EXERCISE AIM » Copy from the first line below down to and including the line with "Search, SquarePen, X". Skip the pictures.

>>>>>

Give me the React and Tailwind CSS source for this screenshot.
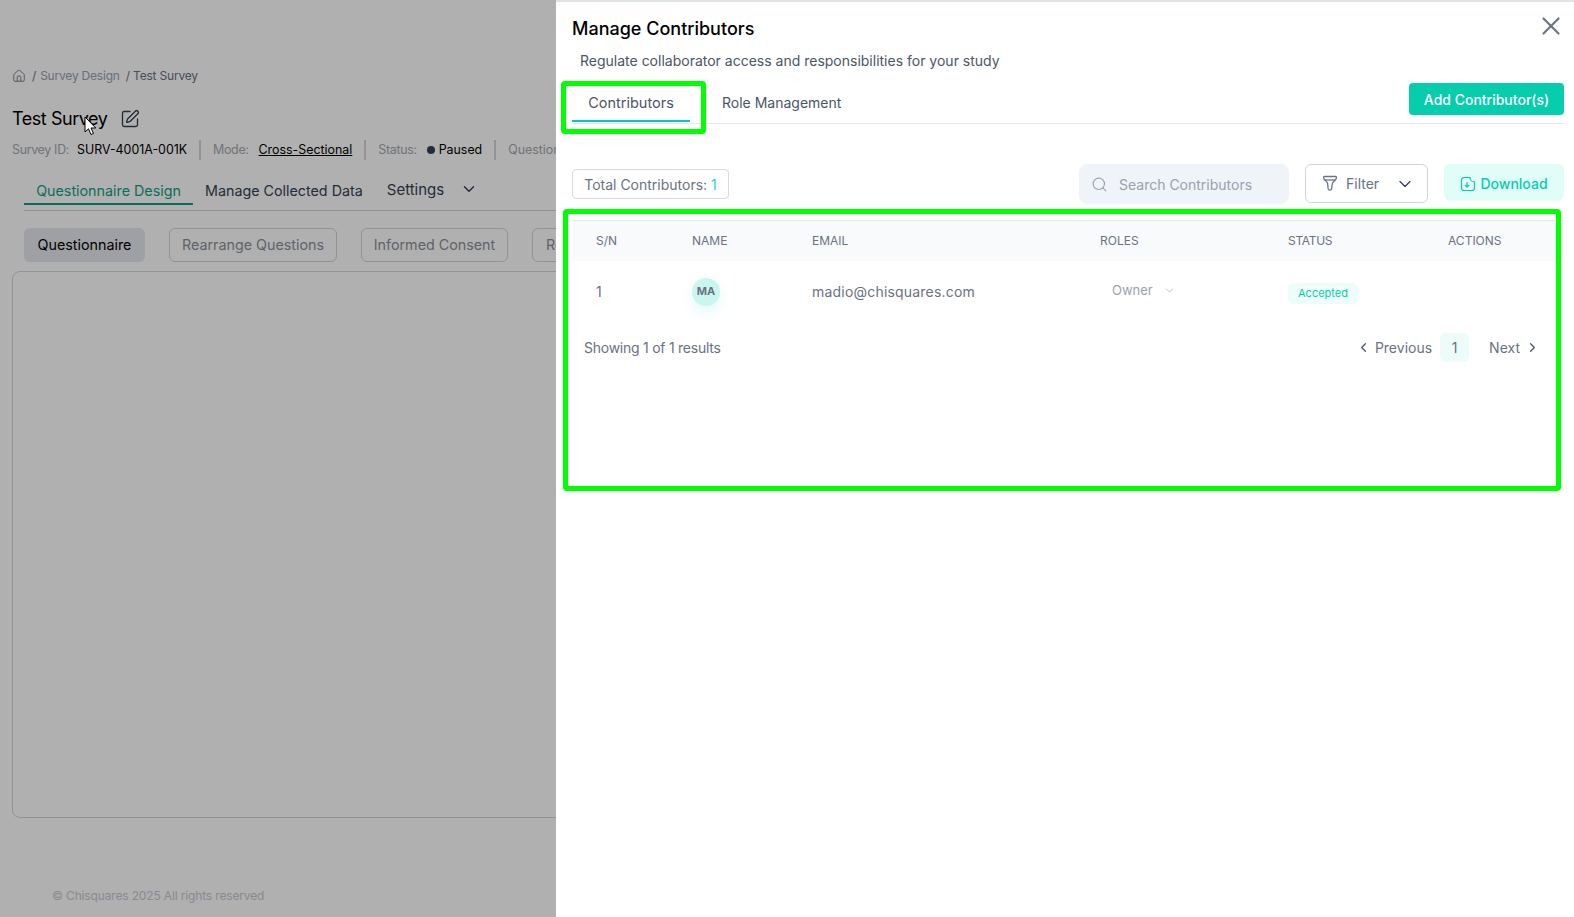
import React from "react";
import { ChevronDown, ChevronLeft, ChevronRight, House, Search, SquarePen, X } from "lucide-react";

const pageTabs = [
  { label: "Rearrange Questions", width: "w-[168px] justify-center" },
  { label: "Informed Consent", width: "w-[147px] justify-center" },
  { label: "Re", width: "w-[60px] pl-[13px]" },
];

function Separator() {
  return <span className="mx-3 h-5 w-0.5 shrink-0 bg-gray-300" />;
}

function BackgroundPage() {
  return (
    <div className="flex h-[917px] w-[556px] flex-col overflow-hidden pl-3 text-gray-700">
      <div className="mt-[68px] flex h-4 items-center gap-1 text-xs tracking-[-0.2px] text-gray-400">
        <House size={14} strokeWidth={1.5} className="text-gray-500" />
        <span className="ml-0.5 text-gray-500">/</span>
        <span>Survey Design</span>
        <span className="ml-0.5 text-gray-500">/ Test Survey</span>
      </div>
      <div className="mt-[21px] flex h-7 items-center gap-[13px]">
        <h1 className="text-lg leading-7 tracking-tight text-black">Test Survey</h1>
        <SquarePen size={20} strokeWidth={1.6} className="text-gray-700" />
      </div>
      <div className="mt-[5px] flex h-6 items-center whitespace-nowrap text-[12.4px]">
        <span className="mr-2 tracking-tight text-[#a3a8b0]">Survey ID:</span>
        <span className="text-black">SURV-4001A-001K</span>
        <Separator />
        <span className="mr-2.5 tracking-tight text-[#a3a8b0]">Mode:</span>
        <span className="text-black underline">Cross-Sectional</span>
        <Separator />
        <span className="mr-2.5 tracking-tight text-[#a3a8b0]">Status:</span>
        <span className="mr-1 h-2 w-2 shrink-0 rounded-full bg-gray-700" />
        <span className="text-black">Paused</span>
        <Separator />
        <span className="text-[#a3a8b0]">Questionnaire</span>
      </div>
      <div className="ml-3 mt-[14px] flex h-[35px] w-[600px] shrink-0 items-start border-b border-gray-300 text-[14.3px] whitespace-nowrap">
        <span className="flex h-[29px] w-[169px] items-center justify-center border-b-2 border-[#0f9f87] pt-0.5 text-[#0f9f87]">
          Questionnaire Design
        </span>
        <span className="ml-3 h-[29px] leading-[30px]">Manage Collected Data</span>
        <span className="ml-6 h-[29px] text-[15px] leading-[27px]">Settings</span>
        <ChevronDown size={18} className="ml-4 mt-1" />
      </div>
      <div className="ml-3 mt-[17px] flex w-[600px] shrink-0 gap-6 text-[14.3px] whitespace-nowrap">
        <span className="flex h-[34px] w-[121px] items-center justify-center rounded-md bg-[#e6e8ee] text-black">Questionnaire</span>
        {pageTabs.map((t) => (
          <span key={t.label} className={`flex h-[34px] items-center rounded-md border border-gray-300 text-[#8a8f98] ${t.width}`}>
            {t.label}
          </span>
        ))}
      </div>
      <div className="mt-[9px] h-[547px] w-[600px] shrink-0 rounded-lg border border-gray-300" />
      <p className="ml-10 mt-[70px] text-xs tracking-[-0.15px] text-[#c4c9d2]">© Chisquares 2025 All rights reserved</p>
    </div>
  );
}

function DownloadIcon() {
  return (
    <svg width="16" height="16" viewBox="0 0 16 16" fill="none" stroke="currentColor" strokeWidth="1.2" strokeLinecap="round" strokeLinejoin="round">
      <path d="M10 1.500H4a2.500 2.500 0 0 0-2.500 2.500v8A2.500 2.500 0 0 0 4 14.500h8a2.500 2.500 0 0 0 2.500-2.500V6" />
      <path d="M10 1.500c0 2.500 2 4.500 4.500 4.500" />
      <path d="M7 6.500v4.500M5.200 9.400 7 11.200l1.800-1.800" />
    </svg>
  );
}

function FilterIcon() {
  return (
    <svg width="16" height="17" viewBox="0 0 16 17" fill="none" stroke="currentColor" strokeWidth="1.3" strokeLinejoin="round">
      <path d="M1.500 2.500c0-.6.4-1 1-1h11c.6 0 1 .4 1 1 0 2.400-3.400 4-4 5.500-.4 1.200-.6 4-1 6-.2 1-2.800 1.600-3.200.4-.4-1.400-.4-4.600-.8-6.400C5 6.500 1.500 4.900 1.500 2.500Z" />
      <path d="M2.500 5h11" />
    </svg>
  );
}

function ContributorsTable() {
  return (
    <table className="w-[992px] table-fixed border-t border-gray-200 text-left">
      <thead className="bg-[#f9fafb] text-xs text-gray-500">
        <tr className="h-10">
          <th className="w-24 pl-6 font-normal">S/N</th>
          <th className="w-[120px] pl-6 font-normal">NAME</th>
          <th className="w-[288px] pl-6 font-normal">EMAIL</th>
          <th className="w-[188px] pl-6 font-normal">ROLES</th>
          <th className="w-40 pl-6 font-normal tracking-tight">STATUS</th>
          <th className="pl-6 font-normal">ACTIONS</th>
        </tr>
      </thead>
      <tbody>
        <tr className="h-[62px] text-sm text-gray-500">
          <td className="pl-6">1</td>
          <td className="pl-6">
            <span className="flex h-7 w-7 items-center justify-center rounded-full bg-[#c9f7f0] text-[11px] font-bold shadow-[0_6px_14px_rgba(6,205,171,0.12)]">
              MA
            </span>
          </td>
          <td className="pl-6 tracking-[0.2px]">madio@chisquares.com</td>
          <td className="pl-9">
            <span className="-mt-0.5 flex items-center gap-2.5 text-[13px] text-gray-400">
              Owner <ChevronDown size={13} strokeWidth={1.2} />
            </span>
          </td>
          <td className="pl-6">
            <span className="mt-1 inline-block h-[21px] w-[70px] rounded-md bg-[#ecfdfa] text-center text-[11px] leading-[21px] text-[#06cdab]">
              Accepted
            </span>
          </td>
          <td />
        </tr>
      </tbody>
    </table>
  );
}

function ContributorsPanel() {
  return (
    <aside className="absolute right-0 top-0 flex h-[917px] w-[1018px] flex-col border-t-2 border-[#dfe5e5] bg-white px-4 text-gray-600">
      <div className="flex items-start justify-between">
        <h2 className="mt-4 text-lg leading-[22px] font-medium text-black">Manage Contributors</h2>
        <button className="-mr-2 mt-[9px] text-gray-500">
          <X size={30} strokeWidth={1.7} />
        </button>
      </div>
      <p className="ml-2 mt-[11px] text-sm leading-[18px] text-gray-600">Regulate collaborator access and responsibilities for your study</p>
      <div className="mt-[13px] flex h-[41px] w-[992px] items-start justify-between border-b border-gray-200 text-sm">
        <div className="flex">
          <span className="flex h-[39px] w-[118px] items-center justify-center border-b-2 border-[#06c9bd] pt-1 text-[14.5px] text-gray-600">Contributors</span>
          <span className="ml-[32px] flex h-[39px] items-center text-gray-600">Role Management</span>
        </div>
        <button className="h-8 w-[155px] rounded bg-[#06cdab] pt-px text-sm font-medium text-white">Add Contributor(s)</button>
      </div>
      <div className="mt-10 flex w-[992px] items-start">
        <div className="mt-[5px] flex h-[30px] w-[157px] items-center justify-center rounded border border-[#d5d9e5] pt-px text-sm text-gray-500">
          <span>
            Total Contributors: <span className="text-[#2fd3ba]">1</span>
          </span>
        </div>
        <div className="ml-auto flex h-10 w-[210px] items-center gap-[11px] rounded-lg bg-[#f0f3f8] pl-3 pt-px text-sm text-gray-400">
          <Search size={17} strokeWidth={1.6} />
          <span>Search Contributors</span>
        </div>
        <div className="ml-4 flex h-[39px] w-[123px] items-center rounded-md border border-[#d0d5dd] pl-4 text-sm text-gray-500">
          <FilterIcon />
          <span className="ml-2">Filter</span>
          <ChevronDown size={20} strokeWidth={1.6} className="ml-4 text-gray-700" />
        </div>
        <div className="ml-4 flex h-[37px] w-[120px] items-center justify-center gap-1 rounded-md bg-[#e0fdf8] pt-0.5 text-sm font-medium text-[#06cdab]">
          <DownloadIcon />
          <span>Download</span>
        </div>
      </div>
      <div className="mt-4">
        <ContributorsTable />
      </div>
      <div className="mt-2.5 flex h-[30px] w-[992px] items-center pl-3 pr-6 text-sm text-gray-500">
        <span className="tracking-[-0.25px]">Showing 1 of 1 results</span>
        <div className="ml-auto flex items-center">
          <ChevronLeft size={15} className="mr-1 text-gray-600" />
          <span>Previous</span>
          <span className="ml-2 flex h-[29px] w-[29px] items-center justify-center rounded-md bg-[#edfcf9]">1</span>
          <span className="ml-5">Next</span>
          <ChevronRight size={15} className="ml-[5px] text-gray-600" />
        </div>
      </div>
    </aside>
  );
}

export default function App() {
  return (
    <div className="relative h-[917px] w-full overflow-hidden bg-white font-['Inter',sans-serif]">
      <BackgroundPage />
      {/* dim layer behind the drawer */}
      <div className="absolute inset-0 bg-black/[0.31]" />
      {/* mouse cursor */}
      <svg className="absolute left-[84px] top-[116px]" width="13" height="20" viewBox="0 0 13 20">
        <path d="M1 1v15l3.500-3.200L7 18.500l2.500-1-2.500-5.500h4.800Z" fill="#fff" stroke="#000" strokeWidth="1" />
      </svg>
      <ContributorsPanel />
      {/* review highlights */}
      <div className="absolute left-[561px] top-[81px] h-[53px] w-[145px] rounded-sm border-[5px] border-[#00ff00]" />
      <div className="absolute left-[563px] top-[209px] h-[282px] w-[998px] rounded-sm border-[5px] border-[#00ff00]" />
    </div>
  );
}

<<<<<

EXERCISE ANSWER »
Give me the React and Tailwind CSS source for this screenshot.
import React from "react";
import { ChevronDown, ChevronLeft, ChevronRight, House, Search, SquarePen, X } from "lucide-react";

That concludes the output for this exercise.